As Lord Acton famously points out, revolutionaries and others who assume power with few limits inevitably become corrupt. Even in democratic societies, we see constant pressure from politicians to limit the authority and power of the controls placed upon them; and when this succeeds, corruption is again inevitable.

The question: Do revolutionaries knowingly seek to enrich themselves before or after they take power? There are plenty of examples of both. Mao was already shamelessly appropriating luxuries and living like a bandit in 1927. The fanatic Jacobin Robespierre was widely held to be incorruptible, but he only spent three years in prominence before his execution. Moreover, given his fixation on some obtuse ideal of ‘virtue’, his potential for self-reward will always remain unknowable.

The Iranian Revolution is in its 30th year. The angry young ‘students’ who catapulted the Mullahs into power are now in their early ‘50s. The simple Spartan lifestyle of a young revolutionary is all very well at twenty years of age, but not when you’ve taken a wife and have your first child. Reality piles up faster than dirty diapers and empty cat food tins… and reality presents endless bills. The pressing need for money is a faster agent of corruption than any other.

Revolutionaries don’t age well. It’s hard to remain the new young vibrant Tomorrow, when over the course of a few decades you have become the middle-aged sedentary Today. The hair might be receding while the glasses and waistline get thicker, but it is only human to continue to believe you are just as vibrant and young as you ever were. The problem is that the years really do stack up and temptation cannot be endlessly resisted. believe you are just as vibrant and young as you ever were.

Most Iranians are younger than the revolution and have no love for its heroes. What they see is an older generation getting in the way of theirs. What they also know that there was a time when the economy was better and now it is not. They graduate from school with expectations of prosperity only to find that opportunity has receded. Moreover, the few opportunities that exist have probably gone to the children of the revolutionaries.

Iran’s economy is performing poorly – 80% of the country’s export earnings and something like 50-70% of the government’s revenue comes from the sale of oil and gas. The official unemployment rate is 12%, unofficially it may be 40%.The current slump in oil prices has hit Iran hard and may last for some time. Ahmedinajad’s “peaceful” nuclear program isn’t generating badly needed electricity, and his fulminations about Israel have brought UN sanctions on the economy that are hitting hard.

Moreover, the chances of growth are poor. Outside of the oil and gas industry, much of the rest of the economy is in the hands of the Bonyads. These are large foundations run by the clergy which supposedly divert their profits to the needy. They are widely criticized for being unaccountable, over-staffed, and highly inefficient. Worse, given their tax-exemption and histories of government subsidies, it is hard for Iran’s real middle class to compete with the Bonyads.

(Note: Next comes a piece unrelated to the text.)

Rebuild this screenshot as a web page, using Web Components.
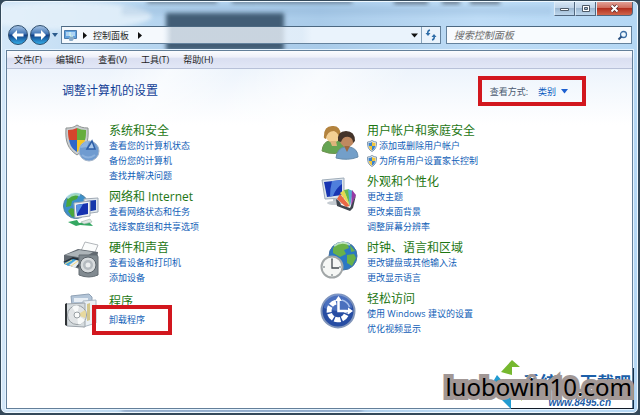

Should a real entrepreneur try to start up a soft-drink bottling plant for instance, he will be competing with Bonyad-e Mostazafen za Janbazan that already has its permits, doesn’t pay taxes, and argues that the profits from its Zam Zam Cola sales (and its textiles, ceramics, house-wares, etc, etc,) go to help disabled veterans. Government auditors will pour over the entrepreneur’s books and inspect every aspect of his plant; while the Bonyad has no such trouble. Given that this particular Bonyad has many ties to senior Revolutionary Guard Corps members, the entrepreneur will be lucky if this is all that happens.

In the last year, even the bloated Bonyads have been feeling the pinch from declining oil revenues and global recession. Economic sanctions and the priority on weapons programs and military spending are not helping either.

Like every group of revolutionaries, there are many factions among Iran’s turbaned-totalitarians. Most of the top beneficiaries of the Bonyads are on the ruling council. There are militants (Ahmedinajad among them) who want to pump funds into missiles, nuclear arms, and subsidies for Hizbollah. Others have their private interests to maintain and their local power bases to support, and there are simply not enough revenues to go around.

Much of the passion behind the recent Presidential elections has resulted from the economic failure. The mobs in Tehran were not the frustrated middle class, but came from all walks of Iranian life.

Iran’s supreme leader, Ali Husseini Khamenei, is also not highly regarded by his peers among the senior clergy. Moreover, his long habit of secrecy and playing off factions never made him popular, but as long as everyone got a slice of the pie, his leadership was tolerable. Now that the pie has shrunk, his ability to lead is much diminished.

Now the squabbling over the pie has intensified. Since Ahmedinajad and the hardliners have control over most of the IRGC, the Basij and Anser-e-Hezbollah, they were able to quash the protests and are flexing their muscles at the rest of the Supreme Revolutionary Council. At the same time, Khamenei has been facing dissatisfaction and dissent from other clergy on the Council as well.

It is hard to have any sympathy for the Revolutionary Council. It is always sweet to watch revolutionaries receive a large helping of ‘just desserts’ and this is the next course they must confront. Unfortunately for the Iranian people – who truly deserve better than they have had for the last 30 years – repression and mismanagement is going to continue for some time. Inevitably, the Iranian people will be able to free themselves — perhaps sometime in the coming decade, but they must find their own way.

A frequent traveler from Tehran once told the author that Iran Air flights from the Imam Khomeini International Airport used to announce when the plane was flying over the late Ayatollah’s tomb. This practice stopped when it was noticed that some passengers would rush to the bathrooms so as to be able to flush the toilet when the announcement was made. The next generation might finally be able to freely adorn the Ayatollah’s grave with effluviastic gratitude for all he has done for Iran.